Jallmar, Analyst: Yes. Granted that the shoe segment is important for driving growth ahead, could you maybe give us some soft values on the development so far, maybe some specific launch that you would like to highlight or some reception that you received from customers?

Henrik, CEO, Björn Borg: Yes, absolutely. And one of those victories that took at least me with a bit of a surprise was just last week. So of course, the marketing team, together with our e com team, is ongoing activating the brand in different social channels. And here, of course, we’re giving away products to a bunch of different people, influencers, ambassadors. And of course, they, to a different extent, then are posting those and telling stories about those products.

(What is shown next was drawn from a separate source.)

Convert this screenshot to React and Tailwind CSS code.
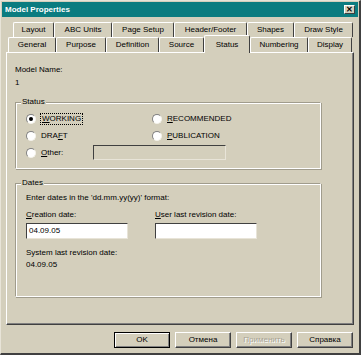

And when we evaluated the first week result of the activation we did with almost 400 individuals here just a few weeks ago, the top most sold products of all at our own ecom was three women’s footwear models. So of course, that has been completely unheard of. We know, of course, that there’s a massive potential in men’s footwear. That’s what we’ve been doing in the past. That is also our focus.

But now when we are getting some of the female styles up to the level where we’re really proud over them and when we put them into the right context, it’s simply flying out, much, much, much higher, much, much, much better than what men’s are doing. And actually looking at last year’s quarter, our best sold products, all categories on ownecom was women’s winterized footwear. Absolutely incredible. And that was not something that I counted on when I did the business plan a year ago when we took it over. So we can clearly see that the brand is really resonating well with female consumers.

And of course, now also the product is doing that. So that’s perhaps more of the sort of the soft values, if you will.

Jallmar, Analyst: Yes. Thank you so much. Sounds very positive for the segment. And thank you, Henrik and Jens, for coming here and presenting today.

Henrik, CEO, Björn Borg: Yes. Thank you, Jallmar. Join us for the training. You too. Thank you, guys, and have a fantastic Friday.